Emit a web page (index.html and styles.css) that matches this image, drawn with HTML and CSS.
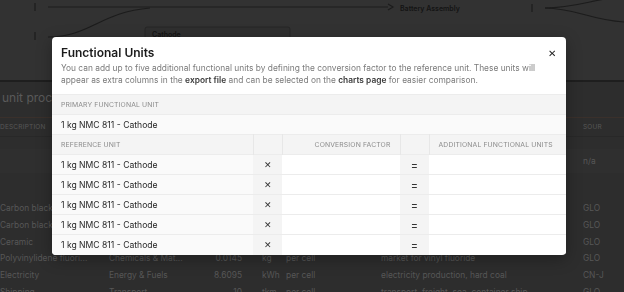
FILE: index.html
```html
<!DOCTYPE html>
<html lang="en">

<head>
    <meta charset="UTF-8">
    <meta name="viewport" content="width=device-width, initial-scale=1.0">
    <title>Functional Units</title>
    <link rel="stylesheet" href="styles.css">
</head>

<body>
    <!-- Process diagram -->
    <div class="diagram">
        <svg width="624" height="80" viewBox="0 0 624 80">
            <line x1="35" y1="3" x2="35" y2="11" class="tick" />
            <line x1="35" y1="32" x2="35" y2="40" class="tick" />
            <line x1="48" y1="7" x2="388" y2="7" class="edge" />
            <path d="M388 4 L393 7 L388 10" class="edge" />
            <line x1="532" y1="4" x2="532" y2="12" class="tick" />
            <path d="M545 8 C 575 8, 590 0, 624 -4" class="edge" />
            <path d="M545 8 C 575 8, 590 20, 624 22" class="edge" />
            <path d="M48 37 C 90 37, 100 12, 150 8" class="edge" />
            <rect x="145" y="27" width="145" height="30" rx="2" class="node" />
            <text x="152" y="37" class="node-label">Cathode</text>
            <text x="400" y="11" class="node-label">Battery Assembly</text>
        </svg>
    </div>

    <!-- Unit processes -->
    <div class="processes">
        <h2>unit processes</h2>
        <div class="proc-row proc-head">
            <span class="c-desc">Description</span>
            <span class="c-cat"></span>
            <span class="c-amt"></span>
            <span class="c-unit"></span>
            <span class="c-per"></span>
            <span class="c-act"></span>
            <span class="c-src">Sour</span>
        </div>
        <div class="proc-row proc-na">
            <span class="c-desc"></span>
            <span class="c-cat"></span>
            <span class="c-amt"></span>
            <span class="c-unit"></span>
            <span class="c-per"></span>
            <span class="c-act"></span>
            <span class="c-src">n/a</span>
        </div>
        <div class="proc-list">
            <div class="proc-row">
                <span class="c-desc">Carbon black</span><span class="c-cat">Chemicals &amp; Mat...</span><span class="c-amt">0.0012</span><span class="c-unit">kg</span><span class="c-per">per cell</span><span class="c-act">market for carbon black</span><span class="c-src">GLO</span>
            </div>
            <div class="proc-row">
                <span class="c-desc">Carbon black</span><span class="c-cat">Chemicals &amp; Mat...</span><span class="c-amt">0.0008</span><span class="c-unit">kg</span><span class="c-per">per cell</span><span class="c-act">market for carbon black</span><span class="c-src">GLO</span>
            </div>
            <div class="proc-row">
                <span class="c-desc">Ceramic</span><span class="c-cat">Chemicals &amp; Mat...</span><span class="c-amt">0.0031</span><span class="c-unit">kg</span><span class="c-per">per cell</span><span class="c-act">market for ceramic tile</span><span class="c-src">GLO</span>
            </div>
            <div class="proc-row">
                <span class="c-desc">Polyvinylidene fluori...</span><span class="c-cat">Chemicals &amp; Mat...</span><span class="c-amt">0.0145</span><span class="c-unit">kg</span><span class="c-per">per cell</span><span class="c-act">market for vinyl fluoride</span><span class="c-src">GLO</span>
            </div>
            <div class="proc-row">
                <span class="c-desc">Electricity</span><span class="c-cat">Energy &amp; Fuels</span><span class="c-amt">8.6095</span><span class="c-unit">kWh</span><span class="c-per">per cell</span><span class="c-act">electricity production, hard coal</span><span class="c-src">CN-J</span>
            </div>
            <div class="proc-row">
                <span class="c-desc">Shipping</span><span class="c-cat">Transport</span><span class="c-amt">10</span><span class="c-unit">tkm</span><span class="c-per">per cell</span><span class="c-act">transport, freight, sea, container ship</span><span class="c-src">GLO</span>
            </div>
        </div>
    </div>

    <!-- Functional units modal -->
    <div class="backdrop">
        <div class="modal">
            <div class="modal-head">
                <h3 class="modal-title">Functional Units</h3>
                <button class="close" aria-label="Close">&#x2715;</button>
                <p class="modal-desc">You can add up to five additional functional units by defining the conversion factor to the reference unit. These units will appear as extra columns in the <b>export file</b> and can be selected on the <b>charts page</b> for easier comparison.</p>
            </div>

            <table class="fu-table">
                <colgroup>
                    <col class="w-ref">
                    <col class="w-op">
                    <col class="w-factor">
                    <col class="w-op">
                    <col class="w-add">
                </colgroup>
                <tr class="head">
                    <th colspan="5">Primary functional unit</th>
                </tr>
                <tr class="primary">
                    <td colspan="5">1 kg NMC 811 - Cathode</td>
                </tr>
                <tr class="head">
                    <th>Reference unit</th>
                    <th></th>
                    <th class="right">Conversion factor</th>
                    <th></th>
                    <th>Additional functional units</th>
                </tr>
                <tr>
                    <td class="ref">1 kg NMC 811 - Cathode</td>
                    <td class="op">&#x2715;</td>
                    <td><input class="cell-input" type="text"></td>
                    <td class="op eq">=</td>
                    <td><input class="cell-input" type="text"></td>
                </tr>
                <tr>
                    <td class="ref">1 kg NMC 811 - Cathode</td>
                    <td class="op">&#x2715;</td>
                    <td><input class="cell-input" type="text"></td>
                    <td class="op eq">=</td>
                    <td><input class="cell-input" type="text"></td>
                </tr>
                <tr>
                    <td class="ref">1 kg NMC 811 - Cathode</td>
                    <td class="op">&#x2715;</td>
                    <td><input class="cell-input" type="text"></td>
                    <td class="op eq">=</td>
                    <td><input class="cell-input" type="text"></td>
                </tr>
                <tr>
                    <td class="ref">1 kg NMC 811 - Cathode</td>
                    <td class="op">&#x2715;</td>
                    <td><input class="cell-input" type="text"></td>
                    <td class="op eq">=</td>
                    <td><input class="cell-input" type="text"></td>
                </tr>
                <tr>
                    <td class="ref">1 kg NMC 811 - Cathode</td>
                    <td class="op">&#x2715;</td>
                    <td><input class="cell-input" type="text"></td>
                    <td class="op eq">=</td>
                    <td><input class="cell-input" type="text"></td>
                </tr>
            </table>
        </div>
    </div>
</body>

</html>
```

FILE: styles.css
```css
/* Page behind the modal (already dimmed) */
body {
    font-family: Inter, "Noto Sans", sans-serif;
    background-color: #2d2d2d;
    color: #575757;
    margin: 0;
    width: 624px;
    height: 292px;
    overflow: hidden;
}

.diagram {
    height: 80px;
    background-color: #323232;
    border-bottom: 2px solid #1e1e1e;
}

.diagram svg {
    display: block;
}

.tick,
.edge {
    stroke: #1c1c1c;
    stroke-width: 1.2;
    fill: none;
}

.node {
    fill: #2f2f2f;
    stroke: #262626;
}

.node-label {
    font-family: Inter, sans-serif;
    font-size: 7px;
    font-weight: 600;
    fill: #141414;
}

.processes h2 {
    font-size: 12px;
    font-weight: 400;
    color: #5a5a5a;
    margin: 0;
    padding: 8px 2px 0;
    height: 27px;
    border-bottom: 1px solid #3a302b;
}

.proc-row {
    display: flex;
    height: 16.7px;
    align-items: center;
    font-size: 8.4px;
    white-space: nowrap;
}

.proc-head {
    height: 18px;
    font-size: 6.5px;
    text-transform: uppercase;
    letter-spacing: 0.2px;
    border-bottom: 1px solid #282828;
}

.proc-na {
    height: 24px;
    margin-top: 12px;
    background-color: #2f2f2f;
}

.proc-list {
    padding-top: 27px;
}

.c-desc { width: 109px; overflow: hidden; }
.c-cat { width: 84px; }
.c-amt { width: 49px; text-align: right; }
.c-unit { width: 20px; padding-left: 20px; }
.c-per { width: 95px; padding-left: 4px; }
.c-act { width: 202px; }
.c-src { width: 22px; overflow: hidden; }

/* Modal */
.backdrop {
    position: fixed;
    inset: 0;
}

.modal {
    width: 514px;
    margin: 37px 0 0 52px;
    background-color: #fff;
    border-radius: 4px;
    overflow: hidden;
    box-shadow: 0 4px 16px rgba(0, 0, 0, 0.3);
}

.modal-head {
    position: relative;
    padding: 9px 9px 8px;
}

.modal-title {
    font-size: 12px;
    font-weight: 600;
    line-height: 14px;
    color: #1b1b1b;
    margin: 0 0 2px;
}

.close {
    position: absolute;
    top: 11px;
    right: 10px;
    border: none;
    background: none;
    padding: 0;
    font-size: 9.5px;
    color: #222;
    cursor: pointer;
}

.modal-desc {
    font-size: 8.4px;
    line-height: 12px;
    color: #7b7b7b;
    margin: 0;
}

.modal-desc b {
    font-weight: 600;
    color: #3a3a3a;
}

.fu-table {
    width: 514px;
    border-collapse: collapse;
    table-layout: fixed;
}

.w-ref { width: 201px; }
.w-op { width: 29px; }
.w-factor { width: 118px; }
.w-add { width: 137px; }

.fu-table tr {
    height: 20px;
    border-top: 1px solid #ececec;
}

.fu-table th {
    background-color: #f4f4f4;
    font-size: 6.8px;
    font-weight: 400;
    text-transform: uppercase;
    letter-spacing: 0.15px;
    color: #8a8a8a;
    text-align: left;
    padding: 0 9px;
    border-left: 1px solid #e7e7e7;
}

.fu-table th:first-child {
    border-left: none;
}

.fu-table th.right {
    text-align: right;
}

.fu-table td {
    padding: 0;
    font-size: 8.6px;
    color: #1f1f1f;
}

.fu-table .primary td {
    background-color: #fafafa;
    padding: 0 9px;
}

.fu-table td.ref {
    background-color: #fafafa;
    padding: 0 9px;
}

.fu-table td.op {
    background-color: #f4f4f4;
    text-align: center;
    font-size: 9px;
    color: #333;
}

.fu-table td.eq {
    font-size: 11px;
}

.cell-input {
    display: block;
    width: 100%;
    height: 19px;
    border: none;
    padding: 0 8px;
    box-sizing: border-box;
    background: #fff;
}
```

+ + + + + + +

Exercise description
Copy out every line that includes the word "index".

Response
Emit a web page (index.html and styles.css) that matches this image, drawn with HTML and CSS.
FILE: index.html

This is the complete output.